* Begin *
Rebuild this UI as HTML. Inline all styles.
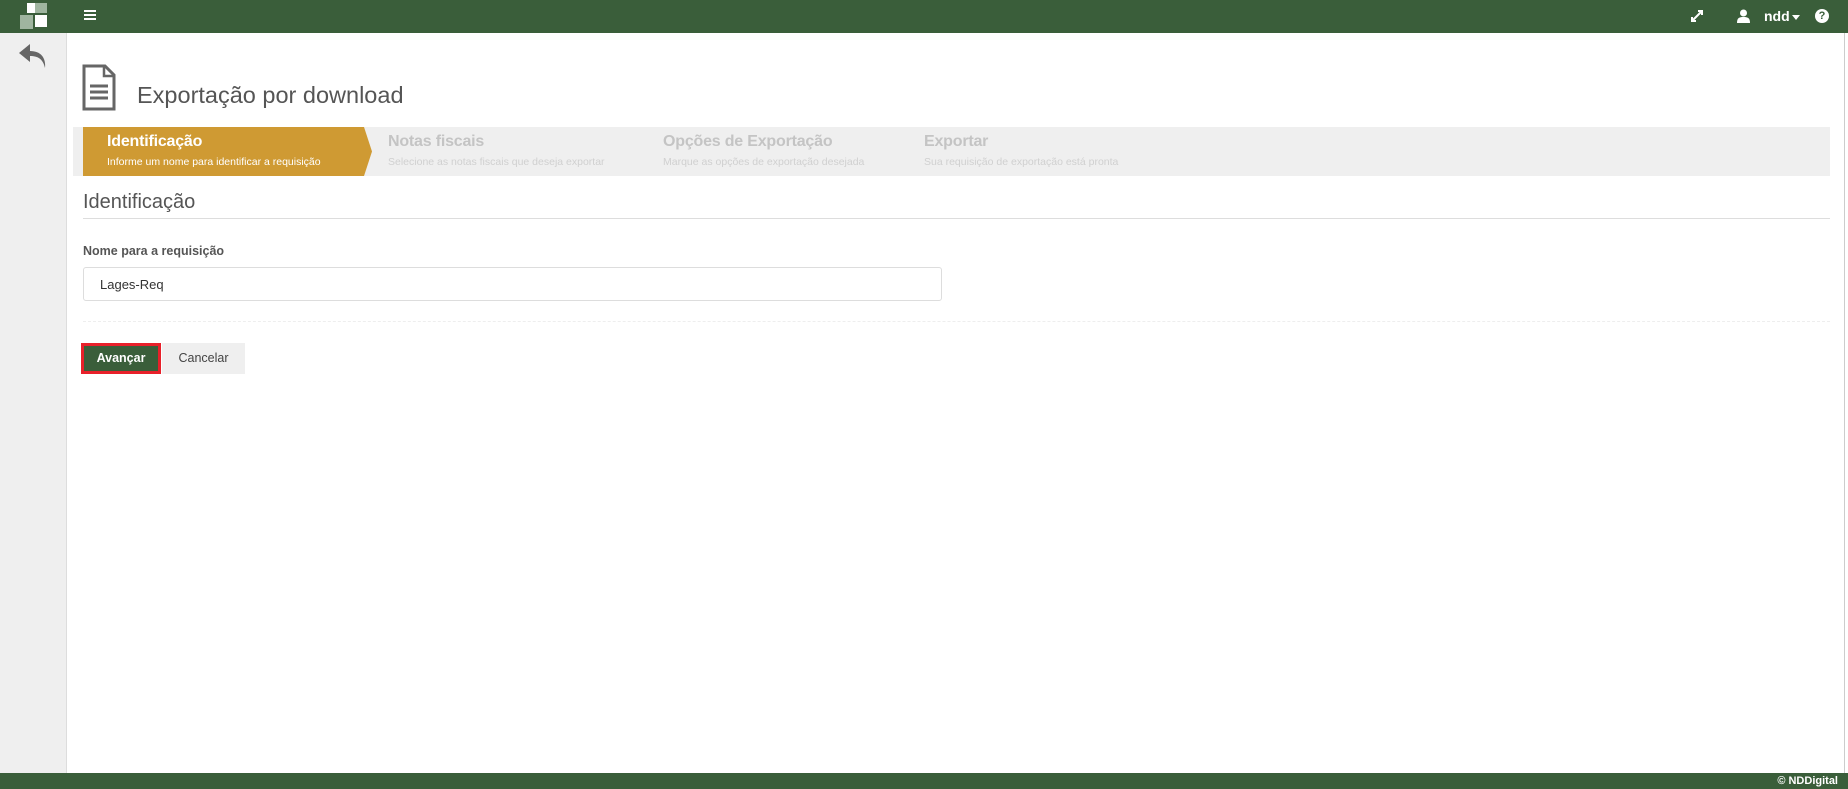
<!DOCTYPE html>
<html><head><meta charset="utf-8"><style>
*{margin:0;padding:0;box-sizing:border-box}
body{width:1848px;height:789px;overflow:hidden;background:#fff;font-family:"Liberation Sans",sans-serif;position:relative;color:#555}
.hdr{position:absolute;left:0;top:0;width:1848px;height:33px;background:#3a5e3a}
.side{position:absolute;left:0;top:33px;width:67px;height:740px;background:#efefef;border-right:1px solid #ddd}
.rb{position:absolute;left:1844px;top:33px;width:4px;height:740px;background:#fff;border-left:1px solid #ccc}
.foot{position:absolute;left:0;top:773px;width:1848px;height:16px;background:#3a5e3a;color:#fff;font-size:11px;font-weight:bold;text-align:right;padding-right:10px;line-height:16px}
.a{position:absolute}
.steps{position:absolute;left:73px;top:127px;width:1757px;height:49px;background:#efefef}
.st{position:absolute;top:6px;color:#c4c4c4}
.st b{display:block;font-size:16px;letter-spacing:-.2px}
.st span{display:block;font-size:10.5px;margin-top:5px;color:#d0d0d0}
</style></head><body>
<div class="hdr">
 <div class="a" style="left:27px;top:3px;width:12px;height:10px;background:#fff"></div>
 <div class="a" style="left:35px;top:3px;width:12px;height:10px;background:#9fb59f"></div>
 <div class="a" style="left:20px;top:15px;width:13px;height:14px;background:#9fb59f"></div>
 <div class="a" style="left:35px;top:15px;width:12px;height:12px;background:#fff"></div>
 <div class="a" style="left:84px;top:10px;width:12px;height:2px;background:#fff;box-shadow:0 4px 0 #fff,0 8px 0 #fff"></div>
 <svg class="a" style="left:1690px;top:9px" width="14" height="14" viewBox="0 0 14 14"><path d="M2 12L12 2M8 2h4v4M2 8v4h4" stroke="#fff" stroke-width="2" fill="none"/></svg>
 <svg class="a" style="left:1737px;top:9px" width="13" height="14" viewBox="0 0 13 14"><circle cx="6.5" cy="4" r="3.5" fill="#fff"/><path d="M0 14c0-5 2-6 6.5-6s6.5 1 6.5 6z" fill="#fff"/></svg>
 <div class="a" style="left:1764px;top:8px;color:#fff;font-size:14px;font-weight:bold">ndd</div>
 <div class="a" style="left:1792px;top:15px;border:4px solid transparent;border-top:5px solid #fff"></div>
 <div class="a" style="left:1815px;top:9px;width:14px;height:14px;border-radius:50%;background:#fff;color:#3a5e3a;font-size:11px;font-weight:bold;text-align:center;line-height:14px">?</div>
</div>
<div class="side">
 <svg class="a" style="left:18px;top:10px" width="30" height="26" viewBox="0 0 30 26"><path d="M12 1L1 10l11 9v-6c8 0 13 3 15 12 1-10-4-17-15-17z" fill="#666"/></svg>
</div>
<div class="rb"></div>
<svg class="a" style="left:82px;top:64px" width="34" height="47" viewBox="0 0 34 47"><path d="M2 2h21l9 9v34H2z" fill="none" stroke="#666" stroke-width="3"/><path d="M22 2v10h10" fill="none" stroke="#666" stroke-width="2.5"/><path d="M8 22h18M8 28h18M8 34h18" stroke="#666" stroke-width="3"/></svg>
<div class="a" style="left:137px;top:82px;font-size:23.5px;color:#555">Exportação por download</div>
<div class="steps">
 <svg class="a" style="left:10px;top:0" width="291" height="49"><path d="M0 0h281l8 24.5-8 24.5H0z" fill="#cf9a33"/></svg>
 <div class="st" style="left:34px;color:#fff"><b>Identificação</b><span style="color:#fff">Informe um nome para identificar a requisição</span></div>
 <div class="st" style="left:315px"><b>Notas fiscais</b><span>Selecione as notas fiscais que deseja exportar</span></div>
 <div class="st" style="left:590px"><b>Opções de Exportação</b><span>Marque as opções de exportação desejada</span></div>
 <div class="st" style="left:851px"><b>Exportar</b><span>Sua requisição de exportação está pronta</span></div>
</div>
<div class="a" style="left:83px;top:191px;font-size:20px;color:#555">Identificação</div>
<div class="a" style="left:83px;top:218px;width:1747px;height:1px;background:#ddd"></div>
<div class="a" style="left:83px;top:244px;font-size:12.5px;font-weight:bold;color:#555">Nome para a requisição</div>
<div class="a" style="left:83px;top:267px;width:859px;height:34px;border:1px solid #ddd;border-radius:3px;font-size:13px;color:#333;padding:9px 0 0 16px">Lages-Req</div>
<div class="a" style="left:83px;top:321px;width:1747px;border-top:1px dashed #eee"></div>
<div class="a" style="left:81px;top:343px;width:80px;height:31px;background:#e8202a;padding:3px"><div style="background:#3a5e3a;color:#fff;font-size:12.5px;font-weight:bold;height:25px;line-height:25px;text-align:center">Avançar</div></div>
<div class="a" style="left:162px;top:343px;width:83px;height:31px;background:#efefef;color:#444;font-size:12.5px;line-height:31px;text-align:center">Cancelar</div>
<div class="foot">© NDDigital</div>
</body></html>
* End *
▸ **GIVEN EXERCISE**: Pictures are excluded; copy all other data exactly as shown.

▸ **COMPLETE OUTPUT**:
Rebuild this UI as HTML. Inline all styles.
<!DOCTYPE html>
<html><head><meta charset="utf-8"><style>
*{margin:0;padding:0;box-sizing:border-box}
body{width:1848px;height:789px;overflow:hidden;background:#fff;font-family:"Liberation Sans",sans-serif;position:relative;color:#555}
.hdr{position:absolute;left:0;top:0;width:1848px;height:33px;background:#3a5e3a}
.side{position:absolute;left:0;top:33px;width:67px;height:740px;background:#efefef;border-right:1px solid #ddd}
.rb{position:absolute;left:1844px;top:33px;width:4px;height:740px;background:#fff;border-left:1px solid #ccc}
.foot{position:absolute;left:0;top:773px;width:1848px;height:16px;background:#3a5e3a;color:#fff;font-size:11px;font-weight:bold;text-align:right;padding-right:10px;line-height:16px}
.a{position:absolute}
.steps{position:absolute;left:73px;top:127px;width:1757px;height:49px;background:#efefef}
.st{position:absolute;top:6px;color:#c4c4c4}
.st b{display:block;font-size:16px;letter-spacing:-.2px}
.st span{display:block;font-size:10.5px;margin-top:5px;color:#d0d0d0}
</style></head><body>
<div class="hdr">
 <div class="a" style="left:27px;top:3px;width:12px;height:10px;background:#fff"></div>
 <div class="a" style="left:35px;top:3px;width:12px;height:10px;background:#9fb59f"></div>
 <div class="a" style="left:20px;top:15px;width:13px;height:14px;background:#9fb59f"></div>
 <div class="a" style="left:35px;top:15px;width:12px;height:12px;background:#fff"></div>
 <div class="a" style="left:84px;top:10px;width:12px;height:2px;background:#fff;box-shadow:0 4px 0 #fff,0 8px 0 #fff"></div>
 <svg class="a" style="left:1690px;top:9px" width="14" height="14" viewBox="0 0 14 14"><path d="M2 12L12 2M8 2h4v4M2 8v4h4" stroke="#fff" stroke-width="2" fill="none"/></svg>
 <svg class="a" style="left:1737px;top:9px" width="13" height="14" viewBox="0 0 13 14"><circle cx="6.5" cy="4" r="3.5" fill="#fff"/><path d="M0 14c0-5 2-6 6.5-6s6.5 1 6.5 6z" fill="#fff"/></svg>
 <div class="a" style="left:1764px;top:8px;color:#fff;font-size:14px;font-weight:bold">ndd</div>
 <div class="a" style="left:1792px;top:15px;border:4px solid transparent;border-top:5px solid #fff"></div>
 <div class="a" style="left:1815px;top:9px;width:14px;height:14px;border-radius:50%;background:#fff;color:#3a5e3a;font-size:11px;font-weight:bold;text-align:center;line-height:14px">?</div>
</div>
<div class="side">
 <svg class="a" style="left:18px;top:10px" width="30" height="26" viewBox="0 0 30 26"><path d="M12 1L1 10l11 9v-6c8 0 13 3 15 12 1-10-4-17-15-17z" fill="#666"/></svg>
</div>
<div class="rb"></div>
<svg class="a" style="left:82px;top:64px" width="34" height="47" viewBox="0 0 34 47"><path d="M2 2h21l9 9v34H2z" fill="none" stroke="#666" stroke-width="3"/><path d="M22 2v10h10" fill="none" stroke="#666" stroke-width="2.5"/><path d="M8 22h18M8 28h18M8 34h18" stroke="#666" stroke-width="3"/></svg>
<div class="a" style="left:137px;top:82px;font-size:23.5px;color:#555">Exportação por download</div>
<div class="steps">
 <svg class="a" style="left:10px;top:0" width="291" height="49"><path d="M0 0h281l8 24.5-8 24.5H0z" fill="#cf9a33"/></svg>
 <div class="st" style="left:34px;color:#fff"><b>Identificação</b><span style="color:#fff">Informe um nome para identificar a requisição</span></div>
 <div class="st" style="left:315px"><b>Notas fiscais</b><span>Selecione as notas fiscais que deseja exportar</span></div>
 <div class="st" style="left:590px"><b>Opções de Exportação</b><span>Marque as opções de exportação desejada</span></div>
 <div class="st" style="left:851px"><b>Exportar</b><span>Sua requisição de exportação está pronta</span></div>
</div>
<div class="a" style="left:83px;top:191px;font-size:20px;color:#555">Identificação</div>
<div class="a" style="left:83px;top:218px;width:1747px;height:1px;background:#ddd"></div>
<div class="a" style="left:83px;top:244px;font-size:12.5px;font-weight:bold;color:#555">Nome para a requisição</div>
<div class="a" style="left:83px;top:267px;width:859px;height:34px;border:1px solid #ddd;border-radius:3px;font-size:13px;color:#333;padding:9px 0 0 16px">Lages-Req</div>
<div class="a" style="left:83px;top:321px;width:1747px;border-top:1px dashed #eee"></div>
<div class="a" style="left:81px;top:343px;width:80px;height:31px;background:#e8202a;padding:3px"><div style="background:#3a5e3a;color:#fff;font-size:12.5px;font-weight:bold;height:25px;line-height:25px;text-align:center">Avançar</div></div>
<div class="a" style="left:162px;top:343px;width:83px;height:31px;background:#efefef;color:#444;font-size:12.5px;line-height:31px;text-align:center">Cancelar</div>
<div class="foot">© NDDigital</div>
</body></html>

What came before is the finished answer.